Alteradores endócrinos: um perigo invisível

Estão em toda a parte, entram na cadeia alimentar e podem causar problemas de saúde como infertilidade ou cancro a pessoas de todas as idades. Os mais velhos são um grupo de risco porque estes compostos persistem no organismo ao longo da vida.

Para compreender melhor este tema importa, antes de mais, esclarecer o que é o sistema endócrino. Por definição, trata-se do conjunto de glândulas responsáveis pela produção de hormonas que entram no sistema circulatório para serem transportadas no sangue até aos diversos órgãos do corpo. As glândulas que compõem o sistema endócrino são a hipófise, a tiróide e paratiróide, o timo, as glândulas suprarrenais, o pâncreas e as glândulas sexuais.

Conceição Calhau, professora associada da Faculdade de Ciências Médicas da Universidade Nova de Lisboa e coordenadora de investigação no CINTESIS, explica que “os alteradores ou disruptores endócrinos são qualquer substância estranha ao organismo que interfere com o sistema endócrino, alterando uma ou mais vias hormonais”. Estas substâncias contaminam não apenas os seres humanos, mas também os animais, entrando assim na cadeia alimentar. Passam da mãe para o feto no período de gestação.

Existe uma grande quantidade de substâncias naturais e artificiais que que se pensa serem agentes de disrupção endócrina, onde se incluem produtos farmacêuticos, dioxinas e outros compostos, bifenilpoliclorado, DDT e demais pesticidas e ainda plastificantes como o Bisfenol A. Artigos do dia-a-dia como garrafas de plástico, latas de metal, detergentes, brinquedos, cosméticos, inseticidas ou pesticidas são responsáveis pela contaminação por alteradores endócrinos.

Os efeitos para a saúde são muito graves. “Já é robusta a evidência que associa a exposição e acumulação destes compostos à obesidade, diabetes, doenças mentais como a depressão, doença cardiovascular e cancro”, refere Conceição Calhau. “O sistema endócrino tem a relevância de controlar processos fisiológicos, sendo importante para o crescimento e desenvolvimento. Qualquer interferência ou perturbação nesta rede vai ter impacto na saúde”.
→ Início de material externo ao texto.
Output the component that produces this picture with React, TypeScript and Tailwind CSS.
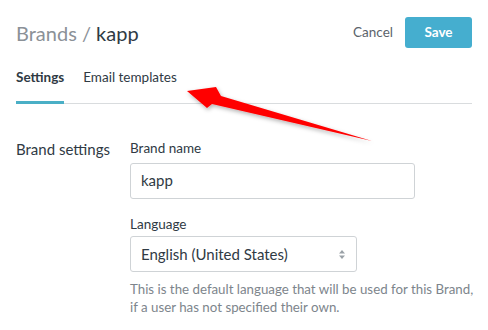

As grávidas são um grupo de risco, visto que os alteradores endócrinos são transferidos para o feto, podendo provocar problemas de desenvolvimento durante a formação dos órgãos e do sistema nervoso. Mas os idosos também, por razões diferentes. “Bebés, crianças e grávidas, pela sua interferência com o crescimento e estádios de formação do organismo, são os grupos de maior risco. No entanto, todos os grupos estão sob risco. Nos idosos, pelo longo período de vida a que já foram expostos a diversas substâncias, a presença destas substâncias é maior, uma vez que não se degradam, apenas se acumulam”, explica Conceição Calhau.

Como funcionam os alteradores endócrinos

A influência dos disruptores no sistema endócrino pode ocorrer de três formas.

A primeira consiste na simulação de hormonas presentes no corpo humano, como estrogénios, androgénios ou hormonas da tiróide. Através desta simulação, os alteradores endócrinos irão reproduzir o comportamento das hormonas naturais, podendo provocar uma superestimulação.

Outra forma de atuação destes químicos é posicionarem-se entre as células, bloqueando a entrada às hormonas e impedindo, desta forma, a sua ação.

O terceiro modo de operar dos alteradores endócrinos consiste em interferir ou bloquear a forma como como as hormonas ou os seus recetores são segregados ou controlados. Uma das consequências possíveis é a alteração do metabolismo no fígado.

Consoante o modo de atuação dos alteradores endócrinos, eles podem, quando acumulados em doses suficientes, aumentar ou diminuir os níveis hormonais, duplicar a ação das hormonas ou alterar a sua produção natural. “No fundo, interferem como qualquer ‘momento’ da vida de uma ou mais hormonas (seja hormona sexual como estrogénios, testosterona, androgénios), hormona do crescimento, insulina, glicocorticóides, hormonas da tiróide, entre outras”, conclui Conceição Calhau.

Prevenção

Tratando-se de compostos que se encontram em artigos de utilização diária, bem como na cadeia alimentar, é difícil prevenir a contaminação por alteradores endócrinos. Importa referir que na maioria dos casos a exposição ocorre em doses mínimas, mas entra aqui o problema da persistências destes químicos no organismo durante anos. Conceição Calhau considera que “a utilização destas substâncias em diversas áreas da indústria alimentar, cosmética, plástico, pesticidas, materiais de conveniência impermeáveis e anti-aderentes, entre outras, veio trazer a acumulação no ambiente, na cadeia alimentar e no organismo, provocando efeitos nefastos na saúde”.